Jim Shea Jr. says he learned about a lot more than sports from his grandfather.

"I asked him last year, 'How come you did not go to the next Olympics after '32?' And he said he knew exactly what was going on over in Nazi Germany and he said 'I could not do it.' He beat everybody a month before in a big race and he could have easily won more gold medals, and he just really chose not to," explains Shea. "And I remember him telling me the story and I looked at him and I said, 'that is a good call, Chief [his nickname], that was a good call.' But he was very shunned at the time for making the decision."

Jim Sr. wanted to follow in his father Jack's footsteps from the time he was a young man. He competed in three Nordic events at the 1964 Innsbruck, Austria Games. While he did not medal, Jim Sr. was proud to carry the Olympic flag.

He says the American skeleton team should do well in Salt Lake City.

"I think we have excellent chances. In men and women's skeleton we should come out with a minimum of at least three medals," Shea says. " And that is pretty special. So we just all hope it goes the way it should go. But we all know that sports can be cruel."

But perhaps no crueler than fate has been to the Shea family's dream. Though Jack Shea did not live to see his grandson compete in the Salt Lake City Olympics, Jim Shea Jr. believes his grandfather's spirit will be with him.
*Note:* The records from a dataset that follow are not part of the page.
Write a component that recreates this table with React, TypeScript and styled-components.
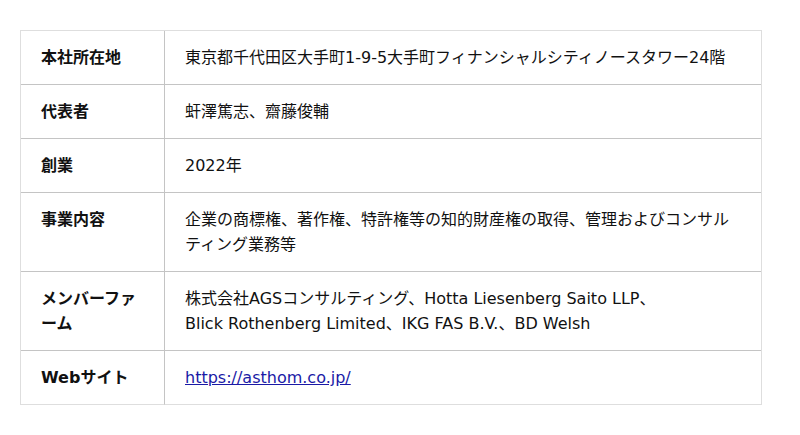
import React from "react";
import styled, { createGlobalStyle } from "styled-components";

const GlobalStyle = createGlobalStyle`
  html, body { margin: 0; padding: 0; background: #ffffff; }
  body {
    font-family: "DejaVu Sans", "Noto Sans CJK JP", sans-serif;
    color: #111111;
  }
`;

const Page = styled.div`
  padding: 30px 20px;
`;

const Table = styled.div`
  width: 742px;
  box-sizing: border-box;
  display: grid;
  grid-template-columns: 144px 1fr;
  border: 1px solid #dedede;
  border-bottom: none;
`;

const Cell = styled.div<{ $label?: boolean; $last?: boolean }>`
  padding: 14px 20px 14px 20px;
  font-size: 16px;
  line-height: 25px;
  font-weight: ${(p) => (p.$label ? 700 : 400)};
  border-bottom: 1px solid ${(p) => (p.$last ? "#dedede" : "#c4c4c4")};
  border-right: ${(p) => (p.$label ? "1px solid #c4c4c4" : "none")};
  color: #111111;
`;

const Link = styled.a`
  color: #1a1aa6;
  text-decoration: underline;
`;

const rows: { label: React.ReactNode; value: React.ReactNode }[] = [
  { label: "本社所在地", value: "東京都千代田区大手町1-9-5大手町フィナンシャルシティノースタワー24階" },
  { label: "代表者", value: "虷澤篤志、齋藤俊輔" },
  { label: "創業", value: "2022年" },
  {
    label: "事業内容",
    value: "企業の商標権、著作権、特許権等の知的財産権の取得、管理およびコンサルティング業務等",
  },
  {
    label: (
      <>
        メンバーファ
        <br />
        ーム
      </>
    ),
    value: (
      <>
        株式会社AGSコンサルティング、Hotta Liesenberg Saito LLP、
        <br />
        Blick Rothenberg Limited、IKG FAS B.V.、BD Welsh
      </>
    ),
  },
  {
    label: "Webサイト",
    value: <Link href="https://asthom.co.jp/">https://asthom.co.jp/</Link>,
  },
];

export default function App() {
  return (
    <>
      <GlobalStyle />
      <Page>
        <Table>
          {rows.map((r, i) => (
            <React.Fragment key={i}>
              <Cell $label $last={i === rows.length - 1}>{r.label}</Cell>
              <Cell $last={i === rows.length - 1}>{r.value}</Cell>
            </React.Fragment>
          ))}
        </Table>
      </Page>
    </>
  );
}
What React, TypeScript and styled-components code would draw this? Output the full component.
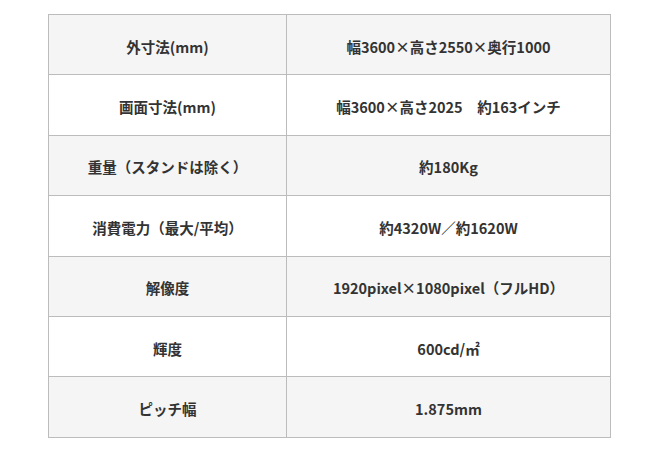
import React from "react";
import styled, { createGlobalStyle } from "styled-components";

const GlobalStyle = createGlobalStyle`
  html, body { margin: 0; padding: 0; background: #ffffff; }
  body { font-family: "Noto Sans CJK JP", "Noto Sans", sans-serif; }
`;

const Page = styled.div`
  padding: 14px 0 0 48px;
`;

const SpecTable = styled.table`
  width: 563px;
  border-collapse: collapse;
  table-layout: fixed;
  color: #333333;
  font-size: 14.5px;
  font-weight: 700;
`;

const Row = styled.tr<{ $shaded: boolean }>`
  background: ${(p) => (p.$shaded ? "#f5f5f5" : "#ffffff")};
`;

const Cell = styled.td<{ $head?: boolean }>`
  width: ${(p) => (p.$head ? "238px" : "auto")};
  height: 60.4px;
  padding: 4px 0 0;
  box-sizing: border-box;
  border: 1px solid #bcbcbc;
  text-align: center;
  vertical-align: middle;
  line-height: 20px;
`;

const rows: [string, string][] = [
  ["外寸法(mm)", "幅3600×高さ2550×奥行1000"],
  ["画面寸法(mm)", "幅3600×高さ2025　約163インチ"],
  ["重量（スタンドは除く）", "約180Kg"],
  ["消費電力（最大/平均）", "約4320W／約1620W"],
  ["解像度", "1920pixel×1080pixel（フルHD）"],
  ["輝度", "600cd/㎡"],
  ["ピッチ幅", "1.875mm"],
];

export default function App() {
  return (
    <>
      <GlobalStyle />
      <Page>
        <SpecTable>
          <tbody>
            {rows.map(([k, v], i) => (
              <Row key={k} $shaded={i % 2 === 0}>
                <Cell $head>{k}</Cell>
                <Cell>{v}</Cell>
              </Row>
            ))}
          </tbody>
        </SpecTable>
      </Page>
    </>
  );
}
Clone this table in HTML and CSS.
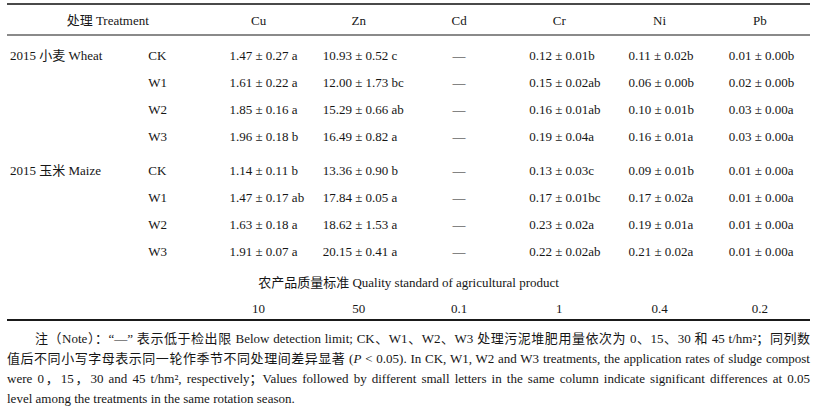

"He is coming with me, you know. I am going to take his little funeral card and I am going to stick it in my helmet, and he is going to be with me the whole way. For sure, he is going to be with me," he says.

Jim Sr. says watching his son compete will be very emotional.

"It just seems to me, that after all these years, seeing that little boy Jim grow up and to see him walk into that stadium, actually repeating what his grandfather did many years ago, I have a right to cry," he says.

If Jim Shea Jr. reaches the podium, you can bet his father will not be the only spectator to shed tears of joy.